Mit einer individuell abgestimmten Behandlung üben Physiotherapeuten gezielte Reize auf den menschlichen Körper aus. Für den Therapieerfolg ist die Motivation der Patienten entscheidend, denn sie müssen oft auch außerhalb der Behandlungszeiten selbstständig üben.

Insbesondere bei der Arbeit mit Kindern, aber auch bei der Behandlung von Schlaganfallpatienten ist es wichtig, die Angehörigen in den Therapieprozess einzubeziehen. Soziale Kompetenzen und psychologisches Gespür sind hier gefragt. Die Verletzungen und Erkrankungen der Patienten können gravierend sein, von Fall zu Fall ist auch eine vollständige Heilung nicht möglich. Dann lautet das übergeordnete Ziel bei der Therapie, entsprechende körperliche Ausfälle - zum Beispiel Lähmungserscheinungen - bestmöglich zu kompensieren.

Neben der Behandlung von kranken und verletzten Menschen gewinnt die vorbeugende Arbeit (Prävention) der Physiotherapeuten an Bedeutung. Sie beraten in Fragen der gesunden Lebensführung und geben Vorsorgekurse, zum Beispiel zur rückenschonenden Haltung am Arbeitsplatz. Höchstleistungen im Sport sind ohne physiotherapeutische Unterstützung kaum noch denkbar. Auch im Fitness- und Wellnessbereich ist physiotherapeutisches Know-how gefragt. Veränderungen im Lebensstil und der ungebrochene Trend zu einer sportlich aktiven Freizeitgestaltung eröffnen neue berufliche Perspektiven.

Die Ausbildung von Physiotherapeuten findet in Deutschland hauptsächlich an Berufsfachschulen statt und dauert drei Jahre. Daneben gibt es verschiedene Studienangebote, die meist auf der Berufsausbildung aufbauen. Ein grundständiges Studium, bei dem die angehenden Physiotherapeuten vom ersten Semester an praxisnah studieren, bietet bislang nur die Hochschule Fresenius in Idstein an - ab September 2010 auch in Hamburg. Bereits seit Anfang der Neunzigerjahre fordern die Berufsverbände die Einführung solcher grundständigen Studiengänge.
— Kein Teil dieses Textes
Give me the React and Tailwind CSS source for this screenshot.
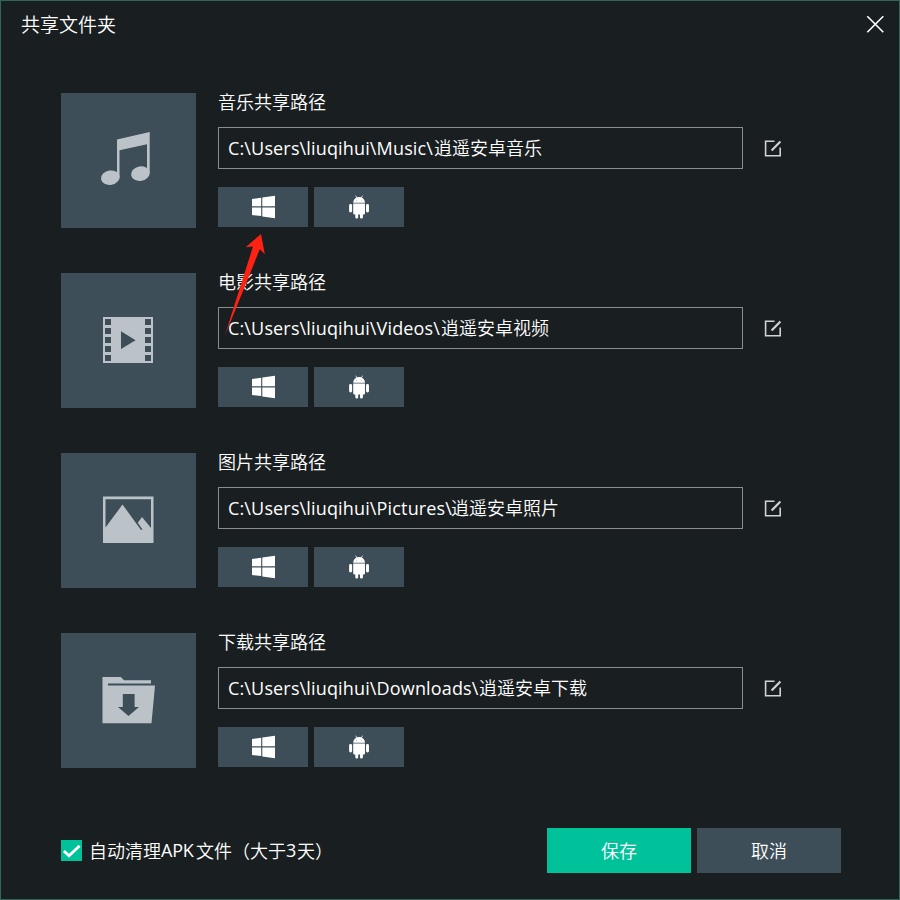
import React from "react";

const MusicIcon = () => (
  <svg width="135" height="135" viewBox="0 0 135 135" fill="#bcc3c8">
    <path d="M56 46.6 88.7 39V80H86V51.2L58.5 57.2V85H56Z" />
    <ellipse cx="49.3" cy="84.7" rx="9.4" ry="7.2" transform="rotate(-10 49.3 84.7)" />
    <ellipse cx="79.4" cy="80.6" rx="9.4" ry="7.2" transform="rotate(-10 79.4 80.6)" />
  </svg>
);

const FilmIcon = () => (
  <svg width="135" height="135" viewBox="0 0 135 135">
    <path d="M42 44H92V90H42Z" fill="#bcc3c8" />
    {[46, 55, 64, 73, 82].map((y) => (
      <g key={y} fill="#3d4e58">
        <rect x="44" y={y} width="6" height="6" />
        <rect x="84" y={y} width="6" height="6" />
      </g>
    ))}
    <path d="M60 58.3 74.6 67.2 60 76Z" fill="#3d4e58" />
  </svg>
);

const PictureIcon = () => (
  <svg width="135" height="135" viewBox="0 0 135 135">
    <path d="M42 43.5H92.5V90H42Z" fill="#bcc3c8" />
    <path
      d="M44.5 46.3H90V75L81 64 76.8 69.8 81.6 76.8H79.8L61.5 51.5 44.5 74.6Z"
      fill="#3d4e58"
    />
  </svg>
);

const FolderIcon = () => (
  <svg width="135" height="135" viewBox="0 0 135 135">
    <path
      d="M41.5 44H59.8L63 47.2H90V50.5H47V52.6H94L90.5 90.3H41.5Z"
      fill="#bcc3c8"
    />
    <path d="M61.8 61H73.6V74H78L67.5 83 57 74H61.8Z" fill="#3d4e58" />
  </svg>
);

const WindowsIcon = () => (
  <svg width="90" height="40" viewBox="0 0 90 40" fill="#fff">
    <path d="M34 12 43.2 10.7V19.2H34ZM44.3 10.5 57 8.8V19.2H44.3ZM34 20.4H43.2V29.1L34 27.9ZM44.3 20.4H57V31.2L44.3 29.4Z" />
  </svg>
);

const AndroidIcon = () => (
  <svg width="90" height="40" viewBox="0 0 90 40" fill="#fff">
    <path d="M39.2 15.7C39.4 13.3 40.6 11.5 42.4 10.5L41.2 8.8 41.7 8.5 43 10.2Q45 9.6 47.2 10.2L48.5 8.5 49 8.8 47.8 10.5C49.6 11.5 50.8 13.3 51 15.7Z" />
    <path d="M39.2 16.6H51V26.2Q51 27.4 49.8 27.4H48.9V30.2Q48.9 31.4 47.4 31.4T46 30.2V27.4H44.2V30.2Q44.2 31.4 42.7 31.4T41.3 30.2V27.4H40.4Q39.2 27.4 39.2 26.2Z" />
    <rect x="35.1" y="17" width="3" height="8.4" rx="1.4" />
    <rect x="52" y="17" width="3" height="8.4" rx="1.4" />
    <rect x="42" y="12.8" width="1" height="1" fill="#b6bec3" />
    <rect x="47.2" y="12.8" width="1" height="1" fill="#b6bec3" />
  </svg>
);

const EditIcon = () => (
  <svg width="20" height="20" viewBox="0 0 20 20" fill="none" stroke="#d0d2d3" strokeWidth="1.6">
    <path d="M11.5 2.3H2.6V16.8H17.2V8.5" />
    <path d="M8.6 11.6 17.4 2.6" strokeWidth="2.2" />
  </svg>
);

const rows = [
  { label: "音乐共享路径", path: "C:\\Users\\liuqihui\\Music\\", name: "逍遥安卓音乐", width: "w-[206px]", Icon: MusicIcon },
  { label: "电影共享路径", path: "C:\\Users\\liuqihui\\Videos\\", name: "逍遥安卓视频", width: "w-[213px]", Icon: FilmIcon },
  { label: "图片共享路径", path: "C:\\Users\\liuqihui\\Pictures\\", name: "逍遥安卓照片", width: "w-[223px]", Icon: PictureIcon },
  { label: "下载共享路径", path: "C:\\Users\\liuqihui\\Downloads\\", name: "逍遥安卓下载", width: "w-[251px]", Icon: FolderIcon },
];

const ShareRow = ({ label, path, name, width, Icon }) => (
  <section className="flex h-[135px]">
    <div className="h-[135px] w-[135px] shrink-0 bg-[#3d4e58]">
      <Icon />
    </div>
    <div className="ml-[22px] w-[525px]">
      <div className="h-[34px] text-[18px] leading-[17px]">{label}</div>
      <div className="flex h-[42px] items-center border border-[#8b8d8e] pl-[9px] text-[18px] leading-[40px] whitespace-nowrap">
        <span className={`${width} shrink-0 font-['Open_Sans'] font-normal tracking-[0.15px]`}>{path}</span>
        <span className="pb-[2px] leading-[38px]">{name}</span>
      </div>
      <div className="mt-[18px] flex gap-[6px]">
        <button className="h-10 w-[90px] bg-[#3d4e58]"><WindowsIcon /></button>
        <button className="h-10 w-[90px] bg-[#3d4e58]"><AndroidIcon /></button>
      </div>
    </div>
    <button className="mt-[46px] ml-[20px] h-5 w-5"><EditIcon /></button>
  </section>
);

export default function App() {
  return (
    <main className="relative flex h-[900px] w-[900px] flex-col overflow-hidden border border-[#2f6657] bg-[#191e20] font-['Noto_Sans_CJK_SC',sans-serif] font-[350] text-white">
      <header className="flex h-[92px] items-start justify-between pr-[15px] pl-5">
        <h1 className="mt-[9px] text-[19px] leading-[28px]">共享文件夹</h1>
        <button className="mt-[14px]">
          <svg width="18" height="18" viewBox="0 0 18 18" fill="none" stroke="#fff" strokeWidth="1.6">
            <path d="M1.3 1.3 17.3 17.3M17.3 1.3 1.3 17.3" />
          </svg>
        </button>
      </header>

      <div className="flex flex-col gap-[45px] pl-[60px]">
        {rows.map((row) => (
          <ShareRow key={row.label} {...row} />
        ))}
      </div>

      <footer className="mt-[59px] flex h-[46px] items-center justify-between pr-[58px] pl-[60px] text-[18px]">
        <label className="flex items-center">
          <svg width="21" height="21" viewBox="0 0 21 21">
            <rect width="21" height="21" fill="#00c29a" />
            <path d="M2.9 11 8 15.8 18.6 5.8" fill="none" stroke="#fff" strokeWidth="2.8" />
          </svg>
          <span className="ml-[7px] flex leading-[28px]">
            自动清理
            <span className="w-[35px] font-['Open_Sans'] font-normal tracking-[-0.2px]">APK</span>
            文件（大于
            <span className="w-[11px] font-['Open_Sans'] font-normal">3</span>
            天）
          </span>
        </label>
        <div className="flex gap-[6px]">
          <button className="h-[45px] w-[144px] bg-[#00c29a]">保存</button>
          <button className="h-[45px] w-[144px] bg-[#3d4e58]">取消</button>
        </div>
      </footer>

      <svg className="absolute top-[229px] left-[219px]" width="50" height="110" viewBox="0 0 50 110">
        <defs>
          <linearGradient id="tail" x1="0" y1="1" x2="0" y2="0">
            <stop offset="0" stopColor="#ff2113" stopOpacity="0.3" />
            <stop offset="0.15" stopColor="#ff2113" />
          </linearGradient>
        </defs>
        <path d="M41 4 44.8 24.2 39.8 19.2 4.2 107.5 33 16.5 25.7 17.3Z" fill="url(#tail)" />
      </svg>
    </main>
  );
}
Die Politik hatte jedoch bis zum vergangenen Jahr diesen Forderungen eine Absage erteilt.

Mit der Einführung der sogenannten "Modellklausel" gelang 2009 ein erster Durchbruch: Hochschulen ist es nun offiziell erlaubt, Physiotherapeuten - ebenso wie Ergotherapeuten und Logopäden - akademisch auszubilden. Die erste staatliche Hochschule für Gesundheit, die 2010 in Bochum eröffnet wird, ist eine Konsequenz dieser Entwicklung. Forschung ist notwendig, um die Wirksamkeit von Behandlungen nachzuweisen.

Außerdem sind Forschung und Lehre an Hochschulen notwendig, um die Qualität therapeutischer Handlungen zu sichern und den wachsenden Anforderungen an die Therapeuten gerecht zu werden.